§ **Problem details**
Look for the string "React" in the lines and copy each line that has it.

** Begin **

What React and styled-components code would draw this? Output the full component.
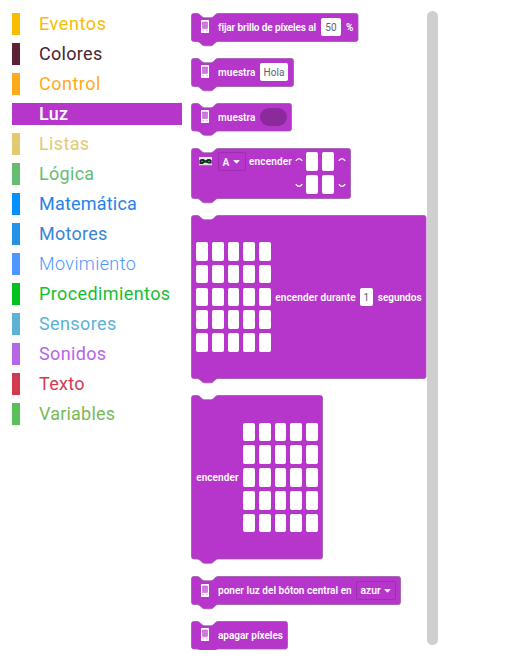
import React from "react";
import styled, { createGlobalStyle } from "styled-components";

const PURPLE = "#b635cb";
const EDGE = "#9c5aa9";

const GlobalStyle = createGlobalStyle`
  * { box-sizing: border-box; }
  body { margin: 0; background: #fff; font-family: Roboto, "Liberation Sans", sans-serif; }
`;

const Workspace = styled.div`
  display: flex;
  width: 521px;
  height: 658px;
  overflow: hidden;
`;

const Toolbox = styled.nav`
  display: flex;
  flex-direction: column;
  gap: 8px;
  width: 182px;
  padding: 13px 0 0 12px;
  flex: none;
`;

const Category = styled.div`
  height: 22px;
  line-height: 22px;
  padding-left: 19px;
  border-left: 8px solid ${(p) => p.$color};
  background: ${(p) => (p.$selected ? p.$color : "transparent")};
  color: ${(p) => (p.$selected ? "#fff" : p.$text || p.$color)};
  font-size: 18px;
  font-weight: ${(p) => (p.$selected ? 500 : p.$light ? 300 : 400)};
  letter-spacing: ${(p) => p.$spacing}px;
  white-space: nowrap;
`;

const Flyout = styled.main`
  display: flex;
  flex-direction: column;
  align-items: flex-start;
  width: 236px;
  height: 650px;
  margin-left: 9px;
  padding-top: 12.5px;
  overflow: hidden;
  flex: none;
`;

const Scrollbar = styled.div`
  width: 11px;
  height: 634px;
  margin-top: 11px;
  border-radius: 6px;
  background: #cfcfcf;
  flex: none;
`;

const BlockFrame = styled.section`
  position: relative;
  display: flex;
  align-items: ${(p) => (p.$top ? "flex-start" : "center")};
  width: ${(p) => p.$w}px;
  height: ${(p) => p.$h}px;
  margin-bottom: ${(p) => p.$after}px;
  padding-top: ${(p) => (p.$top ? 4.7 : 0)}px;
  padding-left: ${(p) => p.$pad}px;
  flex: none;
`;

const Outline = styled.svg`
  position: absolute;
  left: 0;
  top: 0;
  overflow: visible;
  z-index: -1;
`;

const Label = styled.span`
  width: ${(p) => p.$w}px;
  margin-left: ${(p) => p.$gap || 0}px;
  height: 18px;
  line-height: 19px;
  color: #fff;
  font-size: 10px;
  font-weight: 600;
  letter-spacing: ${(p) => p.$spacing ?? 0.08}px;
  white-space: nowrap;
  flex: none;
`;

const Field = styled.span`
  width: ${(p) => p.$w}px;
  height: 18px;
  line-height: 19px;
  border-radius: 2px;
  background: #fff;
  color: #575e75;
  font-size: 10px;
  letter-spacing: 0.1px;
  text-align: center;
  flex: none;
`;

const Dropdown = styled.span`
  display: flex;
  align-items: center;
  justify-content: space-between;
  width: ${(p) => p.$w}px;
  height: 19px;
  margin-left: ${(p) => p.$gap}px;
  padding: 1px 4.5px 0 4px;
  border: 1px solid #9d2eb0;
  border-radius: 2px;
  color: #fff;
  font-size: 10.3px;
  font-weight: 600;
  flex: none;
`;

const Socket = styled.span`
  width: 27px;
  height: 18px;
  margin-left: 4px;
  border-radius: 9px;
  background: #8a2a9b;
`;

const PixelGrid = styled.div`
  display: grid;
  grid-template-columns: repeat(${(p) => p.$cols}, 11.8px);
  grid-auto-rows: 18.6px;
  gap: 4.2px 3.9px;
  flex: none;
`;

const Pixel = styled.i`
  border-radius: 2px;
  background: #fff;
`;

const ArcColumn = styled.div`
  display: flex;
  flex-direction: column;
  gap: 21px;
  width: 8px;
  padding-top: 5.3px;
  margin-left: ${(p) => p.$left || 0}px;
  margin-right: ${(p) => p.$right || 0}px;
  flex: none;
`;

const PhoneSvg = styled.svg`
  width: 10px;
  height: 15px;
  margin-right: 8.5px;
  flex: none;
`;

const BoardSvg = styled.svg`
  width: 13px;
  height: 9px;
  margin-top: 4.6px;
  flex: none;
`;

const ArrowSvg = styled.svg`
  width: 7px;
  height: 4px;
  flex: none;
`;

const ArcSvg = styled.svg`
  width: 8px;
  height: 5px;
`;

function Block({ w, h, after, pad = 8.5, top, children }) {
  const right = w - 0.5;
  const d = `M .5 2.7 Q .5 .5 2.7 .5 H 6 C 8 .5 8.5 1.3 9.5 2.3 L 10.5 3.3 Q 12 4.8 13.7 4.8 H 19.5 Q 21.2 4.8 22.5 3.5 L 23.8 2.2 Q 25.2 .5 27 .5 H ${right - 2} Q ${right} .5 ${right} 2.7 V ${h - 2.2} Q ${right} ${h} ${right - 2} ${h} H 27 Q 25.2 ${h} 23.8 ${h + 1.7} L 22.5 ${h + 3} Q 21.2 ${h + 4.3} 19.5 ${h + 4.3} H 13.7 Q 12 ${h + 4.3} 10.5 ${h + 2.8} L 9.5 ${h + 1.8} Q 8 ${h} 6 ${h} H 2.7 Q .5 ${h} .5 ${h - 2.2} Z`;
  return (
    <BlockFrame $w={w} $h={h} $after={after} $pad={pad} $top={top}>
      <Outline width={w} height={h + 5}>
        <path d={d} fill={PURPLE} stroke={EDGE} strokeWidth=".8" />
      </Outline>
      {children}
    </BlockFrame>
  );
}

const Phone = () => (
  <PhoneSvg viewBox="0 0 10 15">
    <rect x="1" y="1" width="8" height="13" rx=".4" fill="#fff" />
    <rect x="2.5" y="3" width="5" height="6.5" fill="#cd7ada" stroke="#b850c8" strokeWidth=".5" />
    <path d="M2.5 11.8h1.6M5.9 11.8h1.6" stroke="#c979d6" strokeWidth=".8" />
  </PhoneSvg>
);

const Board = () => (
  <BoardSvg viewBox="0 0 13 9">
    <rect width="13" height="9" fill="#e4efe5" />
    <path d="M0 8.4h13" stroke="#5c9068" />
    <path d="M.4 3.3 2.2 1.9h2.5l1.2 1h1.4l1.2-1h2.4l1.7 1.4v3.3H9.2L7.7 5.7H5.3L3.8 6.9H.4z" fill="#142c20" />
    <path d="M2 4.5h2M9 4.5h2" stroke="#43a35d" />
    <circle cx="6.5" cy="3.8" r=".6" fill="#6575b4" />
  </BoardSvg>
);

const Arrow = () => (
  <ArrowSvg viewBox="0 0 7 4">
    <path d="M.8.5h5.4L3.5 3.3z" fill="#fff" stroke="#fff" strokeWidth=".8" strokeLinejoin="round" />
  </ArrowSvg>
);

const Arcs = ({ left, right }) => (
  <ArcColumn $left={left} $right={right}>
    <ArcSvg viewBox="0 0 8 5">
      <path d="M.8 3.9Q4-.7 7.2 3.9" fill="none" stroke="#fff" strokeWidth="1.3" />
    </ArcSvg>
    <ArcSvg viewBox="0 0 8 5">
      <path d="M.8 1.1Q4 5.7 7.2 1.1" fill="none" stroke="#fff" strokeWidth="1.3" />
    </ArcSvg>
  </ArcColumn>
);

const Pixels = ({ cols, rows }) => (
  <PixelGrid $cols={cols}>
    {Array.from({ length: cols * rows }, (_, i) => (
      <Pixel key={i} />
    ))}
  </PixelGrid>
);

const categories = [
  { name: "Eventos", color: "#f7bd05", spacing: 0.6 },
  { name: "Colores", color: "#5b2233", text: "#4a2432", spacing: 0.3 },
  { name: "Control", color: "#ffab19", spacing: 0.5 },
  { name: "Luz", color: PURPLE, selected: true, spacing: 0.3 },
  { name: "Listas", color: "#e3ca72", spacing: 0.35 },
  { name: "Lógica", color: "#65bd74", spacing: 0.3 },
  { name: "Matemática", color: "#0590ff", text: "#2583e2", spacing: 0.2 },
  { name: "Motores", color: "#2391e8", text: "#3885d3", spacing: 0.25 },
  { name: "Movimiento", color: "#4c97ff", light: true, spacing: 0.4 },
  { name: "Procedimientos", color: "#00c41d", text: "#19bd32", spacing: 0.4 },
  { name: "Sensores", color: "#5cb1d6", spacing: 0.4 },
  { name: "Sonidos", color: "#b765e5", spacing: 0.35 },
  { name: "Texto", color: "#d33a50", spacing: 0.3 },
  { name: "Variables", color: "#59c059", text: "#78b957", spacing: 0.2 },
];

export default function App() {
  return (
    <Workspace>
      <GlobalStyle />
      <Toolbox>
        {categories.map((c) => (
          <Category
            key={c.name}
            $color={c.color}
            $text={c.text}
            $selected={c.selected}
            $light={c.light}
            $spacing={c.spacing}
          >
            {c.name}
          </Category>
        ))}
      </Toolbox>
      <Flyout>
        <Block w={167.5} h={28.5} after={16.5}>
          <Phone />
          <Label $w={103} $spacing={-0.12}>fijar brillo de píxeles al</Label>
          <Field $w={20}>50</Field>
          <Label $w={10} $gap={5}>%</Label>
        </Block>
        <Block w={103} h={28.5} after={16.5}>
          <Phone />
          <Label $w={42}>muestra</Label>
          <Field $w={28}>Hola</Field>
        </Block>
        <Block w={101} h={28} after={17}>
          <Phone />
          <Label $w={37.5}>muestra</Label>
          <Socket />
        </Block>
        <Block w={160} h={50.5} after={17.2} pad={7.5} top>
          <Board />
          <Dropdown $w={28} $gap={6}>A<Arrow /></Dropdown>
          <Label $w={45} $gap={3.6} $spacing={0.14}>encender</Label>
          <Arcs left={0.5} right={3.5} />
          <Pixels cols={2} rows={2} />
          <Arcs left={4.5} />
        </Block>
        <Block w={235.5} h={163.5} after={16.8} pad={5.2}>
          <Pixels cols={5} rows={5} />
          <Label $w={85} $gap={4.5} $spacing={0.12}>encender durante</Label>
          <Field $w={12.5}>1</Field>
          <Label $w={45} $gap={5} $spacing={0}>segundos</Label>
        </Block>
        <Block w={132} h={164} after={16.5} pad={5.2}>
          <Label $w={47}>encender</Label>
          <Pixels cols={5} rows={5} />
        </Block>
        <Block w={210} h={28.5} after={16.5}>
          <Phone />
          <Label $w={133} $spacing={0.03}>poner luz del bóton central en</Label>
          <Dropdown $w={40.5} $gap={4.5}>azur<Arrow /></Dropdown>
        </Block>
        <Block w={97} h={28} after={0}>
          <Phone />
          <Label $w={66} $spacing={-0.03}>apagar píxeles</Label>
        </Block>
      </Flyout>
      <Scrollbar />
    </Workspace>
  );
}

** End **

§ **Response**
What React and styled-components code would draw this? Output the full component.
import React from "react";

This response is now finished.